The unit dropped 0.5 per cent and touched 32.65 per dollar earlier in the day, the weakest level since June 2010. It has lost 4.3 per cent so far this quarter.

On Thursday, the baht lost 0.4 per cent, Singapore's dollar weakened 0.2 per cent, Indonesia's rupiah dropped 0.2 per cent and India's rupee fell 0.1 per cent.

Less uncertainties

At their joint meeting yesterday, the central bank's Monetary Policy Committee and Financial Institutions Policy Committee noted that the Fed's decision had reduced uncertainties in the financial market, but volatility would remain.

They were of the view that while financial risks were lower than in previous months - with declines in household debt, property sales and loan extension - economic risks were on the downside, with lower-than-expected private and public spending and limited export recovery.
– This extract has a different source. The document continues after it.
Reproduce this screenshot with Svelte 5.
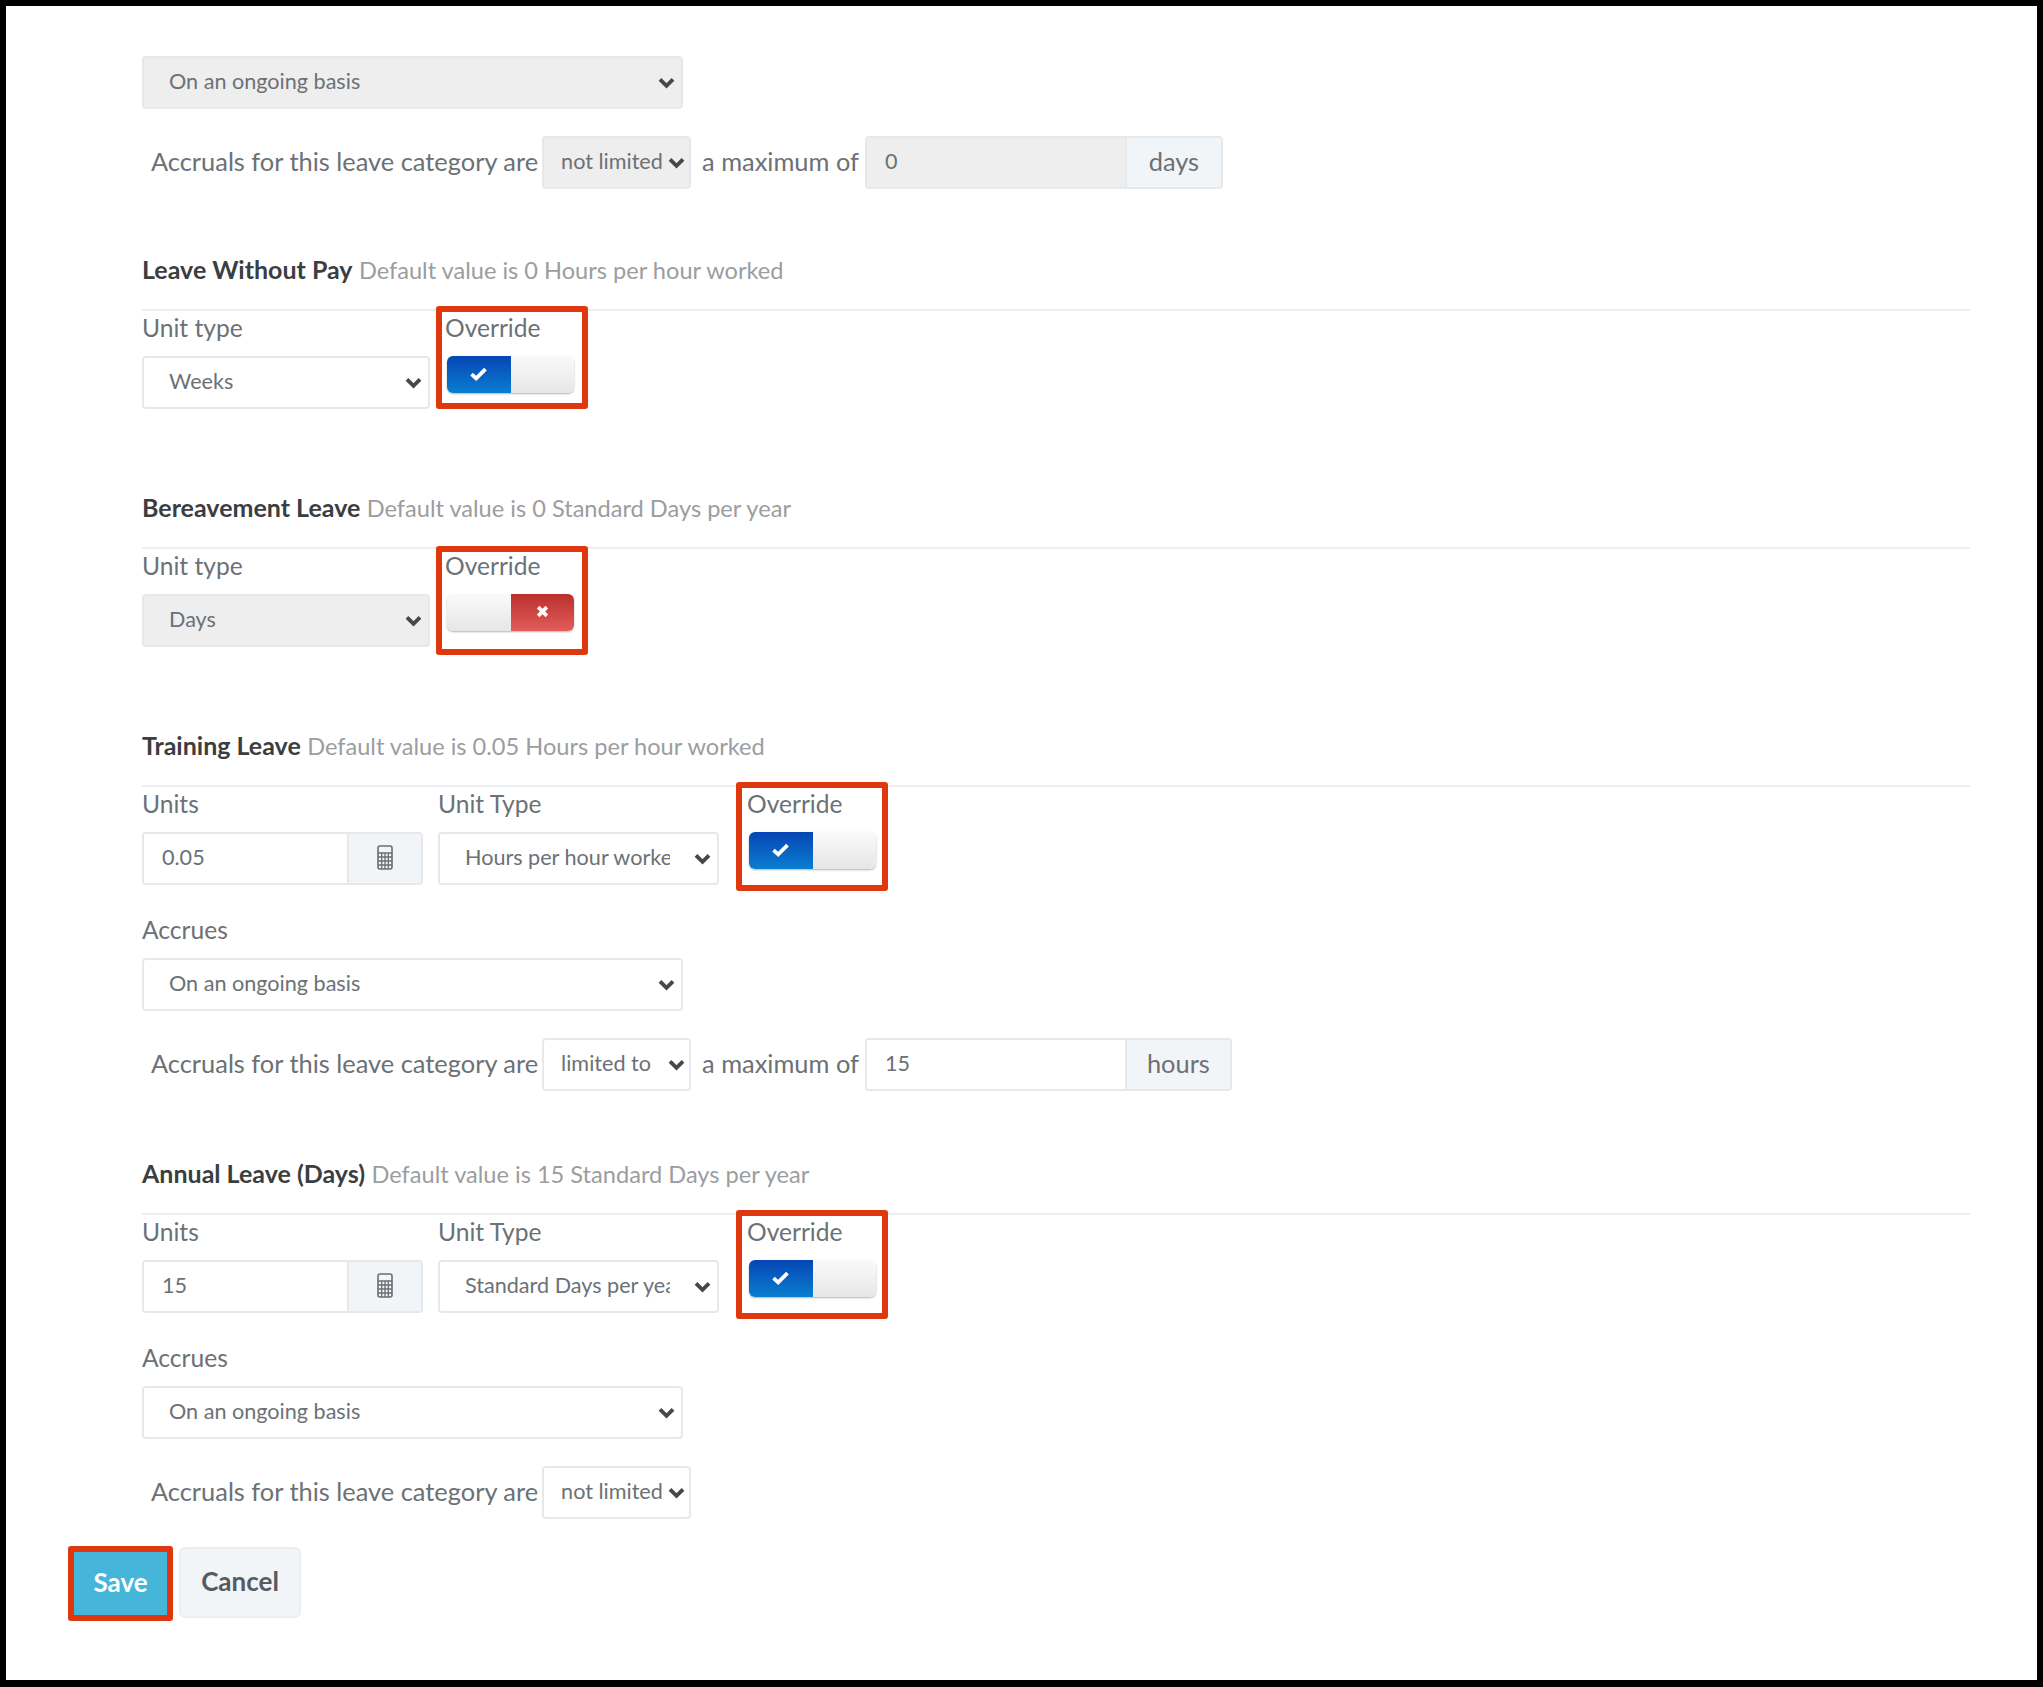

Moreover, political chaos has dented investor confidence.

Though corporate finances remain in good shape, companies' earnings have tended to drop - particularly among small and medium-sized enterprises - due to economic deterioration.

While saying that the banking sector remained in good health, the two committees consider political instability and capital flow-driven volatility will be the two key factors affecting economic and financial stability.

On Wednesday, the Fed announced it would taper its monthly bond purchases by US$10-billion (Bt326 billion) increments over the next seven meetings, before ending the programme in December next year. The Fed's statement was accompanied by caution this time, unlike the previous ones that caused markets to panic.

Roong said that although given previous adjustments, money markets had not moved with high volatility, there could be market volatility if anything unexpected were to arise.

She conceded that Thailand's political uncertainties may affect capital movement.

Capital is expected to flow out of the Kingdom because of reduction in the US stimulus, Bloomberg quoted Arkhom Termpittayapaisith, secretary-general of the National Economic and Social Development Board, as saying in a national television broadcast recently.